STATED EXERCISE: Leave out the pictures and repeat the data exactly.

LISTING:

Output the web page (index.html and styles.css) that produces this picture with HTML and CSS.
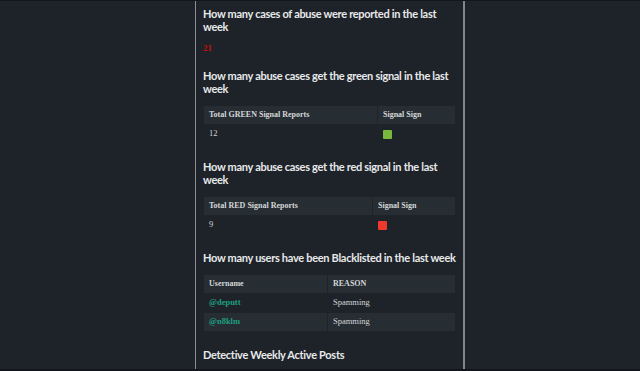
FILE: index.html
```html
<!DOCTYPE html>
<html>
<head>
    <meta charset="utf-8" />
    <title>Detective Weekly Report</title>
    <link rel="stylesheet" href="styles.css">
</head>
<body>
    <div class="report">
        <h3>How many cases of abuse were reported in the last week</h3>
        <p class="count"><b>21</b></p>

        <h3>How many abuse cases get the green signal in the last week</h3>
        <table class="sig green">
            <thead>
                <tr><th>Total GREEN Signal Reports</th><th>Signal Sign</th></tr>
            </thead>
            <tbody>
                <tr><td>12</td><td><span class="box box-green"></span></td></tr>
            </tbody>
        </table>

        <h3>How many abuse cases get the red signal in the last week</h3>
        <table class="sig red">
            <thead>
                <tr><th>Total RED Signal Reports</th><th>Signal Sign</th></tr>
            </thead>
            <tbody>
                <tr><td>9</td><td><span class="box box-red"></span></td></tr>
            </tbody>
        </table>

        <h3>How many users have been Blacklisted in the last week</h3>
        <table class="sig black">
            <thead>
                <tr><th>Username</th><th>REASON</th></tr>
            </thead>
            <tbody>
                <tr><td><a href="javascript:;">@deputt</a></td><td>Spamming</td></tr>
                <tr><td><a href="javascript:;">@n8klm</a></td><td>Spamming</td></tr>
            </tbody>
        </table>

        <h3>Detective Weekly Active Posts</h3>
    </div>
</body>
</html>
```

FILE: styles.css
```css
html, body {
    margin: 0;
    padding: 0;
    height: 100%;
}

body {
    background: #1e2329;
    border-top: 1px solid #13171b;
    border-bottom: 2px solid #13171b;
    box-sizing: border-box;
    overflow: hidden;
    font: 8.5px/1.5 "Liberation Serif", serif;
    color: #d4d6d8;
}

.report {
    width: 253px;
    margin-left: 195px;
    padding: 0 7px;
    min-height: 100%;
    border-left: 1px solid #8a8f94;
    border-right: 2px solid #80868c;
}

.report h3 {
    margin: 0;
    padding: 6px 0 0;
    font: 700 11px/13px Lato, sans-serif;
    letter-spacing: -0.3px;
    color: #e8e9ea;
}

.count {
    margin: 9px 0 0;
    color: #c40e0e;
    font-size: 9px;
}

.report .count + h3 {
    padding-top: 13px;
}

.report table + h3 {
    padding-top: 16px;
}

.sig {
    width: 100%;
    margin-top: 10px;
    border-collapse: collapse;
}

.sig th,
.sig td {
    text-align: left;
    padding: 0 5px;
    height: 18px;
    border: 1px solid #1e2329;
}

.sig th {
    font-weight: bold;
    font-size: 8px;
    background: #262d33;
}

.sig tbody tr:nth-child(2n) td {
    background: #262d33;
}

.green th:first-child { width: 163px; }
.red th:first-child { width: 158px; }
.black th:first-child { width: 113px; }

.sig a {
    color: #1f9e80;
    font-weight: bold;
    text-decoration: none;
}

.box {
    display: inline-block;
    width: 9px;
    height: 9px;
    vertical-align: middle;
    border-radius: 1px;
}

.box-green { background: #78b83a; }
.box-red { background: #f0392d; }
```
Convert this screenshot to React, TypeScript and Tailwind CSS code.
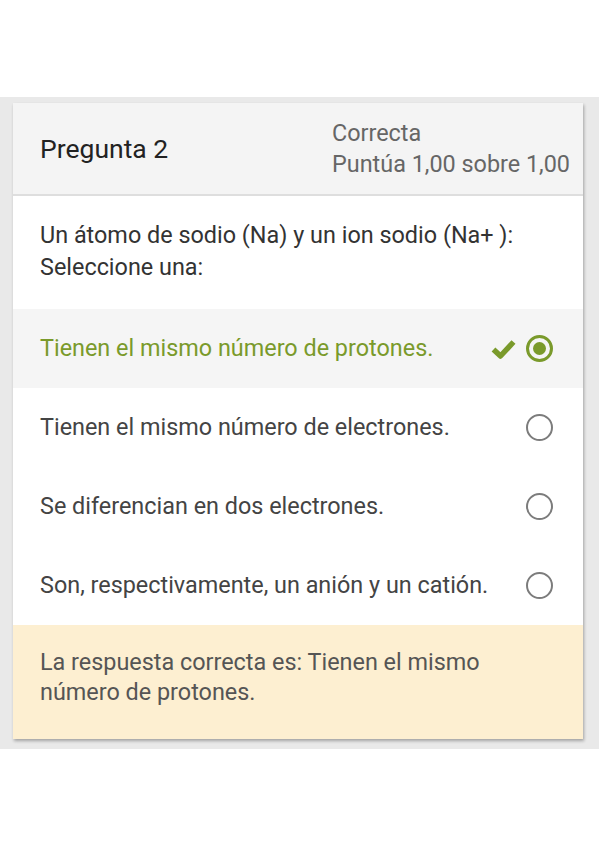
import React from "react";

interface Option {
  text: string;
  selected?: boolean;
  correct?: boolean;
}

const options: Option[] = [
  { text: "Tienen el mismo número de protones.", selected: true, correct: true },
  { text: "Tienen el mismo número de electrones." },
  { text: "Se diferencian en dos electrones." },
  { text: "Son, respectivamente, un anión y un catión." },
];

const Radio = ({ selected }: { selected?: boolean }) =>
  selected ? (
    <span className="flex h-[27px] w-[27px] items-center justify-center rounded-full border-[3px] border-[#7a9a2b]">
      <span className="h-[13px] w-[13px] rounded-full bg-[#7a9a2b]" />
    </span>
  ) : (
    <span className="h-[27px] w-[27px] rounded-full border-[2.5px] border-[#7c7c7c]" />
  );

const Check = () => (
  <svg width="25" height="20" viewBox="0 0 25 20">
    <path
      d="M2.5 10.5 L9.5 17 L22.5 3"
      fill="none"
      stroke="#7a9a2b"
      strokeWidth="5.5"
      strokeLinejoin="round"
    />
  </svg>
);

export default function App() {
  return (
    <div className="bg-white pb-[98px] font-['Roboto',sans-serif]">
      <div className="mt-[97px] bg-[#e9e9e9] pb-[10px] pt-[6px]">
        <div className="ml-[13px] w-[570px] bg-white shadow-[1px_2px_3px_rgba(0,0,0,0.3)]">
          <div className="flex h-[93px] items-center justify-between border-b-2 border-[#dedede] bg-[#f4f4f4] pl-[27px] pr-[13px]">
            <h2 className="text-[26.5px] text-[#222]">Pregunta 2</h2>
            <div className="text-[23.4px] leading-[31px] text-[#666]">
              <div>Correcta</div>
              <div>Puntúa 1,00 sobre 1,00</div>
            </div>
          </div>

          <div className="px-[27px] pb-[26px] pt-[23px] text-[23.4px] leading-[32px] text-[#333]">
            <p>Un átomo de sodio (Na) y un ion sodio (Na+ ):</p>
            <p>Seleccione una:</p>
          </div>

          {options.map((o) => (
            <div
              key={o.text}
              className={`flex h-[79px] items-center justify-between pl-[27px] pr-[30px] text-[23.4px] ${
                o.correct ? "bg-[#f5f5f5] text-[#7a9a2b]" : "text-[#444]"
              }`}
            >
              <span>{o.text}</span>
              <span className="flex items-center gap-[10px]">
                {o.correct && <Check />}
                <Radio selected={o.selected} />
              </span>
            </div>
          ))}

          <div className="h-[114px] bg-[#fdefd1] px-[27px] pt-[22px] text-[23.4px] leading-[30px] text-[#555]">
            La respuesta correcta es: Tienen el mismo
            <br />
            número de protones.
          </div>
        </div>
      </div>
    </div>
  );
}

COMPLETE OUTPUT:
Output the web page (index.html and styles.css) that produces this picture with HTML and CSS.
FILE: index.html
```html
<!DOCTYPE html>
<html>
<head>
    <meta charset="utf-8" />
    <title>Detective Weekly Report</title>
    <link rel="stylesheet" href="styles.css">
</head>
<body>
    <div class="report">
        <h3>How many cases of abuse were reported in the last week</h3>
        <p class="count"><b>21</b></p>

        <h3>How many abuse cases get the green signal in the last week</h3>
        <table class="sig green">
            <thead>
                <tr><th>Total GREEN Signal Reports</th><th>Signal Sign</th></tr>
            </thead>
            <tbody>
                <tr><td>12</td><td><span class="box box-green"></span></td></tr>
            </tbody>
        </table>

        <h3>How many abuse cases get the red signal in the last week</h3>
        <table class="sig red">
            <thead>
                <tr><th>Total RED Signal Reports</th><th>Signal Sign</th></tr>
            </thead>
            <tbody>
                <tr><td>9</td><td><span class="box box-red"></span></td></tr>
            </tbody>
        </table>

        <h3>How many users have been Blacklisted in the last week</h3>
        <table class="sig black">
            <thead>
                <tr><th>Username</th><th>REASON</th></tr>
            </thead>
            <tbody>
                <tr><td><a href="javascript:;">@deputt</a></td><td>Spamming</td></tr>
                <tr><td><a href="javascript:;">@n8klm</a></td><td>Spamming</td></tr>
            </tbody>
        </table>

        <h3>Detective Weekly Active Posts</h3>
    </div>
</body>
</html>
```

FILE: styles.css
```css
html, body {
    margin: 0;
    padding: 0;
    height: 100%;
}

body {
    background: #1e2329;
    border-top: 1px solid #13171b;
    border-bottom: 2px solid #13171b;
    box-sizing: border-box;
    overflow: hidden;
    font: 8.5px/1.5 "Liberation Serif", serif;
    color: #d4d6d8;
}

.report {
    width: 253px;
    margin-left: 195px;
    padding: 0 7px;
    min-height: 100%;
    border-left: 1px solid #8a8f94;
    border-right: 2px solid #80868c;
}

.report h3 {
    margin: 0;
    padding: 6px 0 0;
    font: 700 11px/13px Lato, sans-serif;
    letter-spacing: -0.3px;
    color: #e8e9ea;
}

.count {
    margin: 9px 0 0;
    color: #c40e0e;
    font-size: 9px;
}

.report .count + h3 {
    padding-top: 13px;
}

.report table + h3 {
    padding-top: 16px;
}

.sig {
    width: 100%;
    margin-top: 10px;
    border-collapse: collapse;
}

.sig th,
.sig td {
    text-align: left;
    padding: 0 5px;
    height: 18px;
    border: 1px solid #1e2329;
}

.sig th {
    font-weight: bold;
    font-size: 8px;
    background: #262d33;
}

.sig tbody tr:nth-child(2n) td {
    background: #262d33;
}

.green th:first-child { width: 163px; }
.red th:first-child { width: 158px; }
.black th:first-child { width: 113px; }

.sig a {
    color: #1f9e80;
    font-weight: bold;
    text-decoration: none;
}

.box {
    display: inline-block;
    width: 9px;
    height: 9px;
    vertical-align: middle;
    border-radius: 1px;
}

.box-green { background: #78b83a; }
.box-red { background: #f0392d; }
```
Convert this screenshot to React, TypeScript and Tailwind CSS code.
import React from "react";

interface Option {
  text: string;
  selected?: boolean;
  correct?: boolean;
}

const options: Option[] = [
  { text: "Tienen el mismo número de protones.", selected: true, correct: true },
  { text: "Tienen el mismo número de electrones." },
  { text: "Se diferencian en dos electrones." },
  { text: "Son, respectivamente, un anión y un catión." },
];

const Radio = ({ selected }: { selected?: boolean }) =>
  selected ? (
    <span className="flex h-[27px] w-[27px] items-center justify-center rounded-full border-[3px] border-[#7a9a2b]">
      <span className="h-[13px] w-[13px] rounded-full bg-[#7a9a2b]" />
    </span>
  ) : (
    <span className="h-[27px] w-[27px] rounded-full border-[2.5px] border-[#7c7c7c]" />
  );

const Check = () => (
  <svg width="25" height="20" viewBox="0 0 25 20">
    <path
      d="M2.5 10.5 L9.5 17 L22.5 3"
      fill="none"
      stroke="#7a9a2b"
      strokeWidth="5.5"
      strokeLinejoin="round"
    />
  </svg>
);

export default function App() {
  return (
    <div className="bg-white pb-[98px] font-['Roboto',sans-serif]">
      <div className="mt-[97px] bg-[#e9e9e9] pb-[10px] pt-[6px]">
        <div className="ml-[13px] w-[570px] bg-white shadow-[1px_2px_3px_rgba(0,0,0,0.3)]">
          <div className="flex h-[93px] items-center justify-between border-b-2 border-[#dedede] bg-[#f4f4f4] pl-[27px] pr-[13px]">
            <h2 className="text-[26.5px] text-[#222]">Pregunta 2</h2>
            <div className="text-[23.4px] leading-[31px] text-[#666]">
              <div>Correcta</div>
              <div>Puntúa 1,00 sobre 1,00</div>
            </div>
          </div>

          <div className="px-[27px] pb-[26px] pt-[23px] text-[23.4px] leading-[32px] text-[#333]">
            <p>Un átomo de sodio (Na) y un ion sodio (Na+ ):</p>
            <p>Seleccione una:</p>
          </div>

          {options.map((o) => (
            <div
              key={o.text}
              className={`flex h-[79px] items-center justify-between pl-[27px] pr-[30px] text-[23.4px] ${
                o.correct ? "bg-[#f5f5f5] text-[#7a9a2b]" : "text-[#444]"
              }`}
            >
              <span>{o.text}</span>
              <span className="flex items-center gap-[10px]">
                {o.correct && <Check />}
                <Radio selected={o.selected} />
              </span>
            </div>
          ))}

          <div className="h-[114px] bg-[#fdefd1] px-[27px] pt-[22px] text-[23.4px] leading-[30px] text-[#555]">
            La respuesta correcta es: Tienen el mismo
            <br />
            número de protones.
          </div>
        </div>
      </div>
    </div>
  );
}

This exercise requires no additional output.